## [Job]
Search the data for the string "page" and gather each line it is in.

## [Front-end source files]
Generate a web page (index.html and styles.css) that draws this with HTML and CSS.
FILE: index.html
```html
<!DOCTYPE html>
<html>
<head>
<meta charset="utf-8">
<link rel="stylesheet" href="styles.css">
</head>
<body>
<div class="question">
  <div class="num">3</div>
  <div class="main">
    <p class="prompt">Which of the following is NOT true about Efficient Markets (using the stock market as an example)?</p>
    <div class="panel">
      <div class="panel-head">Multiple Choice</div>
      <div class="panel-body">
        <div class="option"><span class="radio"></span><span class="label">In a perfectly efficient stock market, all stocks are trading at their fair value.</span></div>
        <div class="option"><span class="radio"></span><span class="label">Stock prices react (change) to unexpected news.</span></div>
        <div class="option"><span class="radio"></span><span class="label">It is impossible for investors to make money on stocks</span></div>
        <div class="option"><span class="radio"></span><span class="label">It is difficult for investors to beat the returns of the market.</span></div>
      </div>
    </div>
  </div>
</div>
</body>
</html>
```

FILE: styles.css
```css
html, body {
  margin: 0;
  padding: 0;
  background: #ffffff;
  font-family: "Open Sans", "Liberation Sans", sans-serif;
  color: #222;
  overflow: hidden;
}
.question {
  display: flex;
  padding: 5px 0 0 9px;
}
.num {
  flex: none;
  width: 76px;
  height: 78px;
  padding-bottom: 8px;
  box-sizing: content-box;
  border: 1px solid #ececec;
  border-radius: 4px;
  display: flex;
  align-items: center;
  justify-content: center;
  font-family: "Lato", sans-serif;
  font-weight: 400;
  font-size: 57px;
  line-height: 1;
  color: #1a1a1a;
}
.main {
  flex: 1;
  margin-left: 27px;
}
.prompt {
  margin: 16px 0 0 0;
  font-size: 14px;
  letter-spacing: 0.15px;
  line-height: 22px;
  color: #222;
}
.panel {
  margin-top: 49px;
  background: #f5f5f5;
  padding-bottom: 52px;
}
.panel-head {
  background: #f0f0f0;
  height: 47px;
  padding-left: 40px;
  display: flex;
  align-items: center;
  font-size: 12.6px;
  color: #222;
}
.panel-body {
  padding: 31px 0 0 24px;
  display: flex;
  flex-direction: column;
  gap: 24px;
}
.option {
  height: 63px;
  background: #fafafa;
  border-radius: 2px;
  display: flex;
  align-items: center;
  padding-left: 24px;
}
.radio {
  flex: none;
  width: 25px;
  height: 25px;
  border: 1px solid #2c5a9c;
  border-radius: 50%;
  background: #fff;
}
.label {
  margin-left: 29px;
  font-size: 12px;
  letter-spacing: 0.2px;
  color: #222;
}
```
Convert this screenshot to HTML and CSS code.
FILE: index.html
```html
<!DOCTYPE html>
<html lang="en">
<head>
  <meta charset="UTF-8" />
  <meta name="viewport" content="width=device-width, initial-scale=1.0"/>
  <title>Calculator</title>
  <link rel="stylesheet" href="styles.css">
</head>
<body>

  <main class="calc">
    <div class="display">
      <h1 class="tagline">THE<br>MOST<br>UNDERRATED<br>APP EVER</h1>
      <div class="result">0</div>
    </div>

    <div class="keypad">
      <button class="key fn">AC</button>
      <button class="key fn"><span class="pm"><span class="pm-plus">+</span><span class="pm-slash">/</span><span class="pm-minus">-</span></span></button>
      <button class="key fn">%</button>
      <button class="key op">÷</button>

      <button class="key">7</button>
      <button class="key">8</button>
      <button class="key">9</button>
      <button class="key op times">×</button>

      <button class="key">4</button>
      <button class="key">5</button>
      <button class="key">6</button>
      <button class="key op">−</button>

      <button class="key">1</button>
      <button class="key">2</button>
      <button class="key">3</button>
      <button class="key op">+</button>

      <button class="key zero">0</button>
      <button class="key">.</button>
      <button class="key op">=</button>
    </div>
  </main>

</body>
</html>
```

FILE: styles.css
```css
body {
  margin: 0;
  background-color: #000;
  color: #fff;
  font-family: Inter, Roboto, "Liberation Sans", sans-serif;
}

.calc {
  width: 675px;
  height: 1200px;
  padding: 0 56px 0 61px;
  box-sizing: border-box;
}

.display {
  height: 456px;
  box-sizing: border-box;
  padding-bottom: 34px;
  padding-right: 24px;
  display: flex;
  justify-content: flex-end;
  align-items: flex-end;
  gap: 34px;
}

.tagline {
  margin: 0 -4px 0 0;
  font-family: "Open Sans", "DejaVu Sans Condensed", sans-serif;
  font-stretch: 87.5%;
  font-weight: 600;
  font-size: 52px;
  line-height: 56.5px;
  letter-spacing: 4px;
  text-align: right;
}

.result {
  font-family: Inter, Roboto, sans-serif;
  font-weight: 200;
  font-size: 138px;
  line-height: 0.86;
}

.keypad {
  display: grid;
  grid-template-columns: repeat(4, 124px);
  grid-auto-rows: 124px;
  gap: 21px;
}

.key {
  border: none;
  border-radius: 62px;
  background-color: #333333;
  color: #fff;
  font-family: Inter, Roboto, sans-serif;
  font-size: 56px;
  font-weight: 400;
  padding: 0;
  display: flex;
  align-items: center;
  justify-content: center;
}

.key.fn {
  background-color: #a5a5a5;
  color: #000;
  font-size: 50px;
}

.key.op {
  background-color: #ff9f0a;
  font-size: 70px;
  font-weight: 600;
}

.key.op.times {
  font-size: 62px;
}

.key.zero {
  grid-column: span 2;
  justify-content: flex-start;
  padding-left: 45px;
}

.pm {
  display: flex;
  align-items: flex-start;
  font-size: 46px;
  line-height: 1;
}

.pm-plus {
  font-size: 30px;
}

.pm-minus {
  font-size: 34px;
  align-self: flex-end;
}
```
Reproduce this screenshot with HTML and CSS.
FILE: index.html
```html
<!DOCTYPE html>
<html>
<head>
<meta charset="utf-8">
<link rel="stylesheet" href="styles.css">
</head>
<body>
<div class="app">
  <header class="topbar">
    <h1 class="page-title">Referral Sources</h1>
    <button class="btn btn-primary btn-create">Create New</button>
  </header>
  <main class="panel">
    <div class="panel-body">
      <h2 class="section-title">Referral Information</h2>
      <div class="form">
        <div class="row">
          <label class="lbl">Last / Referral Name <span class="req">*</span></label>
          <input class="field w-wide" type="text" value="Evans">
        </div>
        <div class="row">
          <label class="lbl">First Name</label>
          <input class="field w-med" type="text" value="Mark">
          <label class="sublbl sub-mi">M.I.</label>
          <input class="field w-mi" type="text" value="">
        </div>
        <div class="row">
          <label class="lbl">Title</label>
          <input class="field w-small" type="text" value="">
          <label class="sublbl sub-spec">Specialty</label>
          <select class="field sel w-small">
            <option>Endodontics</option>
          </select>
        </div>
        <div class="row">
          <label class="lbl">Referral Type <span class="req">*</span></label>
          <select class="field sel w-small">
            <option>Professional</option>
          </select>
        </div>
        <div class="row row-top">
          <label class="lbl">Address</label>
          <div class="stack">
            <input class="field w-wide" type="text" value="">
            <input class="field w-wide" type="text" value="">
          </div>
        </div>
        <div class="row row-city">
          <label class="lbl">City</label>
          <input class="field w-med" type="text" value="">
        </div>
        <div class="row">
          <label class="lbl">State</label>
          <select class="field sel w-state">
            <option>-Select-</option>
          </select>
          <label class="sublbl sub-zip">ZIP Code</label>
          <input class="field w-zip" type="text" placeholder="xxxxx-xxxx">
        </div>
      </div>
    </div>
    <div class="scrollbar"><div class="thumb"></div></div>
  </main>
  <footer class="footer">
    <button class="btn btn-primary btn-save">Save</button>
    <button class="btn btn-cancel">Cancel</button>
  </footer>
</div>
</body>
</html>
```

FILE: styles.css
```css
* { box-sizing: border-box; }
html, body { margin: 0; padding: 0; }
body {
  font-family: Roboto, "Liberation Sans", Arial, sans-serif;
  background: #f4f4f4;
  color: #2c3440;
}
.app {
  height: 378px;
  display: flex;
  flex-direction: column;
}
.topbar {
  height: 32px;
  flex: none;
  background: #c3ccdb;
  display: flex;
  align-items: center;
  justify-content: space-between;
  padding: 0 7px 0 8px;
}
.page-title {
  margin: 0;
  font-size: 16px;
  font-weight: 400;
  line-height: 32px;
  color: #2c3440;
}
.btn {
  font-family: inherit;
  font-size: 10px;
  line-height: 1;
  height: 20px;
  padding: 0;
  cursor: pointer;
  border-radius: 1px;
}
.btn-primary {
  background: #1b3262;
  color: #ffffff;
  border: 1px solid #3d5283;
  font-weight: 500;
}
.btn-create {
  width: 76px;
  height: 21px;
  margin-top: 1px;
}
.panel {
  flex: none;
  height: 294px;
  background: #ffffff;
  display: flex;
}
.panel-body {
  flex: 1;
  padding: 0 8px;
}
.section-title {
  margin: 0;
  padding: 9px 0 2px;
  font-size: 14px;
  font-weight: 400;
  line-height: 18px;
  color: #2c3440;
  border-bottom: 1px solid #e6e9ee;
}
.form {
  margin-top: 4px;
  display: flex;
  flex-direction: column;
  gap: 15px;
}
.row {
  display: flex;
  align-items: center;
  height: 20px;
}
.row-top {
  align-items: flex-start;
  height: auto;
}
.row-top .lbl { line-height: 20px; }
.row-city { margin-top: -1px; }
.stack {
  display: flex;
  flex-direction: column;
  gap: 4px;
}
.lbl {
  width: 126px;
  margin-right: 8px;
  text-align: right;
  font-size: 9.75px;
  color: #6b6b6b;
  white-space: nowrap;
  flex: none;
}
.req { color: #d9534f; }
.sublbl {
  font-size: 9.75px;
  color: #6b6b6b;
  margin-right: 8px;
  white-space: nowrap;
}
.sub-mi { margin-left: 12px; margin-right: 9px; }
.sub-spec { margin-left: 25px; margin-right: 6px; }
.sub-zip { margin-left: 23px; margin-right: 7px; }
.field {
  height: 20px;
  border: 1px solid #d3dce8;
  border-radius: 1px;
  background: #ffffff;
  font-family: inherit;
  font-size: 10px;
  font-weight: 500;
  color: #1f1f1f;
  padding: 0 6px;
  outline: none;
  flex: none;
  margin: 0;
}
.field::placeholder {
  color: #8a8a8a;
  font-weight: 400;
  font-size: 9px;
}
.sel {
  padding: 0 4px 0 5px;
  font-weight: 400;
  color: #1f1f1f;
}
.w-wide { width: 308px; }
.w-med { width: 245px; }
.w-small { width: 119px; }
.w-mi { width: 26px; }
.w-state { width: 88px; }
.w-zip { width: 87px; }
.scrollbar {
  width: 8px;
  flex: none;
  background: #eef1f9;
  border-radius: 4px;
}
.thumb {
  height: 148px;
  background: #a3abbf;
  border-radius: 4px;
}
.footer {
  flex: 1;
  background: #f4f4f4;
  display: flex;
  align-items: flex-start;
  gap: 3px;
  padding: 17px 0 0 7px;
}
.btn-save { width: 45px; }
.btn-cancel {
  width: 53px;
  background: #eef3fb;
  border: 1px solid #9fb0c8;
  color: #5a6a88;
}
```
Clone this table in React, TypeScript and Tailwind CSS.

## [Answer to the task]
Generate a web page (index.html and styles.css) that draws this with HTML and CSS.
    <h1 class="page-title">Referral Sources</h1>
.page-title {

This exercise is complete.